24/12/2012

Cukierki

Znowu miałam sen. Śniło mi się, że układam cukierki na ozdobnym talerzyku, chyba dla gości. I to cały sen. Dziwne, bo ja nie jadam cukierków i nawet ich nie kupuję od dawna. Jem tylko malagi i to sporadycznie ;)

Wg senników w internecie taki sen zapowiada szczęście w miłości i że zostanę zaproszona na uroczystość. To prawda, bo święta spędzam w domach rodziny.

Wg sennika, który mam w domu i dostałam go kiedyś w prezencie:

"cukierki symbolizują przyjemność, radość, pozytywne emocje i nagrodę, a także zadowolenie z życia i miłe chwile."

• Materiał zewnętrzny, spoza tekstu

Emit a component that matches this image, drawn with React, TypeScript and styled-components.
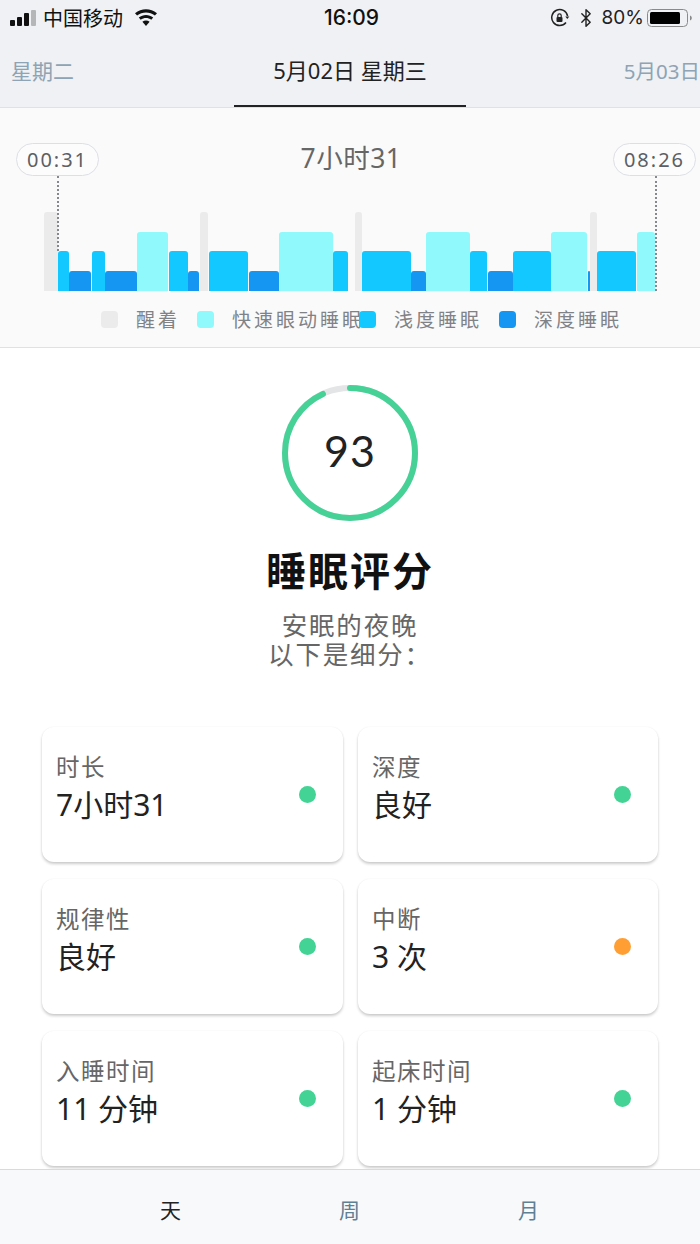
import React from 'react'
import styled, { createGlobalStyle } from 'styled-components'
import { Bluetooth } from 'lucide-react'

type Stage = 'awake' | 'rem' | 'light' | 'deep'

const stageColors: Record<Stage, string> = {
  awake: '#ebebec',
  rem: '#8ff9fb',
  light: '#12c8ff',
  deep: '#1496f2',
}

const stageHeights: Record<Stage, number> = {
  awake: 79,
  rem: 59,
  light: 40,
  deep: 20,
}

// start and end x of every block, in chart coordinates
const segments: [Stage, number, number][] = [
  ['awake', 0, 13.5],
  ['light', 13.5, 25],
  ['deep', 25, 47],
  ['light', 47.5, 61],
  ['deep', 61, 92.5],
  ['rem', 93, 124],
  ['light', 124.5, 144],
  ['deep', 144, 155],
  ['awake', 156, 164],
  ['light', 164.5, 204],
  ['deep', 204.5, 235],
  ['rem', 235, 289],
  ['light', 289, 304],
  ['awake', 310.5, 318],
  ['light', 318, 367],
  ['deep', 367, 382],
  ['rem', 382, 426],
  ['light', 426, 443],
  ['deep', 444, 469],
  ['light', 469, 507],
  ['rem', 507, 543],
  ['deep', 544, 545.5],
  ['awake', 546, 553],
  ['light', 553, 592],
  ['rem', 592.5, 611],
]

const legend: { stage: Stage; label: string; overlap?: boolean }[] = [
  { stage: 'awake', label: '醒着' },
  { stage: 'rem', label: '快速眼动睡眠' },
  { stage: 'light', label: '浅度睡眠', overlap: true },
  { stage: 'deep', label: '深度睡眠' },
]

const metrics = [
  { label: '时长', value: '7小时31', color: '#43d394' },
  { label: '深度', value: '良好', color: '#43d394' },
  { label: '规律性', value: '良好', color: '#43d394' },
  { label: '中断', value: '3 次', color: '#ff9f33' },
  { label: '入睡时间', value: '11 分钟', color: '#43d394' },
  { label: '起床时间', value: '1 分钟', color: '#43d394' },
]

const ringRadius = 65
const ringLength = 2 * Math.PI * ringRadius
const score = 93

const App = () => {
  let cursor = 0
  return (
    <>
      <GlobalStyle />
      <Page>
        <TopArea>
          <StatusBar>
            <StatusLeft>
              <SignalBars>
                <SignalBar $h={6} />
                <SignalBar $h={9} />
                <SignalBar $h={13} />
                <SignalBar $h={16} $off />
              </SignalBars>
              <Carrier>中国移动</Carrier>
              <svg width="24" height="18" viewBox="0 0 24 18">
                <path d="M12 17l-3.6-4.2c2.100-1.700 5.100-1.700 7.200 0L12 17z" fill="#111" />
                <path d="M6.700 10.800L4.800 8.600c4.200-3.500 10.200-3.500 14.400 0l-1.900 2.200c-3.100-2.500-7.500-2.500-10.600 0z" fill="#111" />
                <path d="M3.100 6.600L1 4.200c6.400-5.300 15.600-5.300 22 0l-2.100 2.400c-5.200-4.200-12.600-4.200-17.800 0z" fill="#111" />
              </svg>
            </StatusLeft>
            <StatusTime>16:09</StatusTime>
            <StatusRight>
              <svg width="20" height="20" viewBox="0 0 20 20" fill="none">
                <path d="M16 14.500A8 8 0 1 1 17.600 8" stroke="#222" strokeWidth="1.500" />
                <path d="M15.300 8.500h4l-2 2.500z" fill="#222" />
                <rect x="6.500" y="9" width="6" height="5" rx="1" fill="#222" />
                <path d="M7.800 9V7.500a1.700 1.700 0 0 1 3.400 0V9" stroke="#222" strokeWidth="1.200" />
              </svg>
              <Bluetooth size={20} color="#222" strokeWidth={1.700} />
              <BatteryText>80%</BatteryText>
              <svg width="46" height="20" viewBox="0 0 46 20" fill="none">
                <rect x="0.500" y="1.500" width="40" height="17" rx="4" stroke="#8a8a8c" />
                <rect x="3" y="4" width="30" height="12" rx="1.500" fill="#000" />
                <path d="M43 7.500c1.300.4 1.800 1.300 1.800 2.500s-.5 2.100-1.800 2.500z" fill="#8a8a8c" />
              </svg>
            </StatusRight>
          </StatusBar>
          <DayTabs>
            <SideDay>星期二</SideDay>
            <CurrentDay>5月02日 星期三</CurrentDay>
            <NextDay>5月03日</NextDay>
          </DayTabs>
        </TopArea>

        <ChartPanel>
          <ChartHeader>
            <TimePill>00:31</TimePill>
            <Duration>7小时31</Duration>
            <TimePill>08:26</TimePill>
          </ChartHeader>
          <Chart>
            <Marker $left={13} $height={75} />
            <Marker $left={611} $height={115} />
            {segments.map(([stage, from, to], i) => {
              const gap = from - cursor
              cursor = to
              return (
                <Block
                  key={i}
                  $stage={stage}
                  style={{ width: to - from, marginLeft: gap }}
                />
              )
            })}
          </Chart>
          <Legend>
            {legend.map((item) => (
              <LegendItem key={item.label} $overlap={item.overlap}>
                <Swatch $stage={item.stage} />
                <LegendLabel>{item.label}</LegendLabel>
              </LegendItem>
            ))}
          </Legend>
        </ChartPanel>

        <Content>
          <ScoreRing>
            <svg width="140" height="140" viewBox="0 0 140 140" fill="none">
              <circle cx="70" cy="70" r={ringRadius} stroke="#e4e5e6" strokeWidth="6" />
              <circle
                cx="70"
                cy="70"
                r={ringRadius}
                stroke="#46d196"
                strokeWidth="6"
                strokeLinecap="round"
                strokeDasharray={`${(ringLength * score) / 100} ${ringLength}`}
                transform="rotate(-90 70 70)"
              />
            </svg>
            <ScoreValue>{score}</ScoreValue>
          </ScoreRing>
          <ScoreTitle>睡眠评分</ScoreTitle>
          <ScoreNote>
            安眠的夜晚
            <br />
            以下是细分：
          </ScoreNote>
          <MetricGrid>
            {metrics.map((metric) => (
              <MetricCard key={metric.label}>
                <MetricText>
                  <MetricLabel>{metric.label}</MetricLabel>
                  <MetricValue>{metric.value}</MetricValue>
                </MetricText>
                <MetricDot $color={metric.color} />
              </MetricCard>
            ))}
          </MetricGrid>
        </Content>

        <BottomTabs>
          <BottomTab $active>天</BottomTab>
          <BottomTab>周</BottomTab>
          <BottomTab>月</BottomTab>
        </BottomTabs>
      </Page>
    </>
  )
}

const GlobalStyle = createGlobalStyle`
  html, body {
    margin: 0;
    padding: 0;
    background: #ffffff;
  }
  * {
    box-sizing: border-box;
  }
`

const Page = styled.div`
  width: 700px;
  height: 1244px;
  display: flex;
  flex-direction: column;
  overflow: hidden;
  background: #ffffff;
  font-family: "Noto Sans", "Noto Sans CJK SC", sans-serif;
`

const TopArea = styled.header`
  height: 108px;
  flex-shrink: 0;
  background: #eff1f4;
  border-bottom: 1px solid #dfe1e5;
`

const StatusBar = styled.div`
  height: 35px;
  display: grid;
  grid-template-columns: 1fr auto 1fr;
  align-items: center;
  padding: 0 7px 0 10px;
  color: #111111;
`

const StatusLeft = styled.div`
  display: flex;
  align-items: center;
  gap: 10px;
`

const SignalBars = styled.div`
  display: flex;
  align-items: flex-end;
  gap: 2px;
  height: 16px;
  margin-right: -5px;
`

const SignalBar = styled.div<{ $h: number; $off?: boolean }>`
  width: 5px;
  height: ${(p) => p.$h}px;
  border-radius: 1px;
  background: ${(p) => (p.$off ? '#b5b6b8' : '#111111')};
`

const Carrier = styled.span`
  font-size: 20px;
  margin-left: 2px;
  margin-right: 1px;
`

const StatusTime = styled.span`
  font-family: Inter, "Liberation Sans", sans-serif;
  font-size: 21px;
  font-weight: 500;
`

const StatusRight = styled.div`
  display: flex;
  align-items: center;
  justify-content: flex-end;
  gap: 6px;
`

const BatteryText = styled.span`
  font-family: Inter, "Liberation Sans", sans-serif;
  font-size: 19px;
  margin-right: -3px;
  color: #222222;
`

const DayTabs = styled.nav`
  height: 72px;
  display: grid;
  grid-template-columns: 234px 232px 234px;
`

const SideDay = styled.div`
  display: flex;
  align-items: center;
  padding: 0 0 2px 11px;
  font-size: 21px;
  color: #8ea3b3;
`

const NextDay = styled(SideDay)`
  justify-content: flex-end;
  padding: 0 0 2px 0;
  font-size: 20.5px;
`

const CurrentDay = styled.div`
  display: flex;
  align-items: center;
  justify-content: center;
  padding-bottom: 2px;
  font-size: 22px;
  white-space: nowrap;
  color: #222222;
  border-bottom: 2px solid #222222;
  height: 72px;
`

const ChartPanel = styled.section`
  height: 240px;
  flex-shrink: 0;
  padding-top: 35px;
  background: #fafafb;
  border-bottom: 1px solid #dfe1e8;
`

const ChartHeader = styled.div`
  height: 33px;
  display: flex;
  align-items: center;
  justify-content: space-between;
  padding: 0 4px 0 16px;
`

const TimePill = styled.div`
  width: 83px;
  height: 33px;
  display: flex;
  align-items: center;
  justify-content: center;
  border: 1.5px solid #dedfe4;
  border-radius: 17px;
  background: #fcfcfd;
  font-size: 20px;
  letter-spacing: 2px;
  color: #5c5f63;
`

const Duration = styled.div`
  margin: -6px 0 0 -10px;
  font-size: 26.5px;
  letter-spacing: 0.5px;
  color: #666666;
`

const Chart = styled.div`
  position: relative;
  height: 79px;
  margin: 36px 0 0 44px;
  display: flex;
  align-items: flex-end;
`

const Marker = styled.div<{ $left: number; $height: number }>`
  position: absolute;
  z-index: 1;
  left: ${(p) => p.$left}px;
  top: -36px;
  height: ${(p) => p.$height}px;
  border-left: 2px dotted #85888e;
`

const Block = styled.div<{ $stage: Stage }>`
  flex-shrink: 0;
  height: ${(p) => stageHeights[p.$stage]}px;
  background: ${(p) => stageColors[p.$stage]};
  border-radius: 3px 3px 0 0;
`

const Legend = styled.div`
  display: flex;
  align-items: center;
  gap: 20px;
  margin: 14px 0 0 101px;
`

const LegendItem = styled.div<{ $overlap?: boolean }>`
  display: flex;
  align-items: center;
  gap: 18px;
  margin-left: ${(p) => (p.$overlap ? '-22px' : '0')};
`

const Swatch = styled.div<{ $stage: Stage }>`
  width: 17px;
  height: 17px;
  border-radius: 4px;
  background: ${(p) => stageColors[p.$stage]};
`

const LegendLabel = styled.span`
  font-size: 19px;
  letter-spacing: 3px;
  margin-right: -3px;
  color: #808286;
`

const Content = styled.main`
  flex: 1;
  min-height: 0;
  overflow: hidden;
  display: flex;
  flex-direction: column;
  align-items: center;
  padding-top: 35px;
`

const ScoreRing = styled.div`
  position: relative;
  width: 140px;
  height: 140px;
  flex-shrink: 0;
`

const ScoreValue = styled.div`
  position: absolute;
  inset: 0;
  padding-bottom: 5px;
  display: flex;
  align-items: center;
  justify-content: center;
  font-family: Lato, sans-serif;
  font-weight: 400;
  font-size: 43px;
  letter-spacing: 1px;
  color: #222222;
`

const ScoreTitle = styled.h1`
  margin: 20px 0 0;
  font-size: 40px;
  line-height: 56px;
  font-weight: 700;
  letter-spacing: 2px;
  color: #111111;
`

const ScoreNote = styled.p`
  margin: 12px 0 0;
  font-size: 25.5px;
  line-height: 29px;
  letter-spacing: 1.8px;
  text-align: center;
  color: #666666;
`

const MetricGrid = styled.div`
  width: 616px;
  margin-top: 58px;
  display: grid;
  grid-template-columns: 301px 300px;
  grid-auto-rows: 135px;
  gap: 17px 15px;
  flex-shrink: 0;
`

const MetricCard = styled.div`
  display: flex;
  justify-content: space-between;
  padding: 25px 27px 0 14px;
  background: #ffffff;
  border-radius: 12px;
  box-shadow: 0 2px 3px rgba(0, 0, 0, 0.2), 0 0 2px rgba(0, 0, 0, 0.05);
`

const MetricText = styled.div`
  display: flex;
  flex-direction: column;
`

const MetricLabel = styled.div`
  font-size: 23.5px;
  line-height: 30px;
  letter-spacing: 1.5px;
  color: #666666;
`

const MetricValue = styled.div`
  margin-top: 3px;
  font-size: 30px;
  line-height: 40px;
  color: #222222;
`

const MetricDot = styled.div<{ $color: string }>`
  width: 17px;
  height: 17px;
  margin-top: 34px;
  border-radius: 50%;
  background: ${(p) => p.$color};
`

const BottomTabs = styled.nav`
  height: 75px;
  flex-shrink: 0;
  display: flex;
  align-items: center;
  padding: 4px 0 0 81px;
  background: #f8f9fa;
  border-top: 1px solid #d9dadc;
`

const BottomTab = styled.div<{ $active?: boolean }>`
  width: 179px;
  text-align: center;
  font-size: 21px;
  color: ${(p) => (p.$active ? '#222222' : '#5f7f95')};
`

export default App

Jaki miły sen. Wypisz, wymaluj takie będą najbliższe dni.

Wg Wyroczni snów opis jest ciekawszy. Cukierki to liczba 16 – wieża i znak Koziorożca – zapowiada, że wiatr sukcesu powieje w moim kierunku ;) Z łatwością zwalczam poglądy różniące się od moich. Mam własne i bronię je. Boję się ośmieszenia. Gdy spotka mnie afront, mam zachować spokój. Mam zastanowić się nad nową drogą kariery i czuwać nad drogą mego przeznaczenia. Nietrudno o wypadek (Uran). Mam zmienić sposób mówienia, żeby ludzie wokół mnie rozumieli co do nich mówię. Ja mam się dopasować. Chwytaj szansę, którą ofiaruje los. Uran to zmiany, wywraca wszystko do góry nogami, jeśli nie zachowa się rozsądku. Moja rodzina wkroczy w czas materialnego dostatku.

Jeśli chodzi o godzinę, o której się obudziłam to informuje ona o żołądku i śledzionie.

Żołądek mogę mieć przeciążony, bo przecież idą święta :) Jedzenia się nie odmawia. Zwłaszcza ciasta z makiem. Uwielbiam.

I o tym wszystkim mówi błahy sen o cukierkach :) Mało się dzieje, a tyle znaczeń.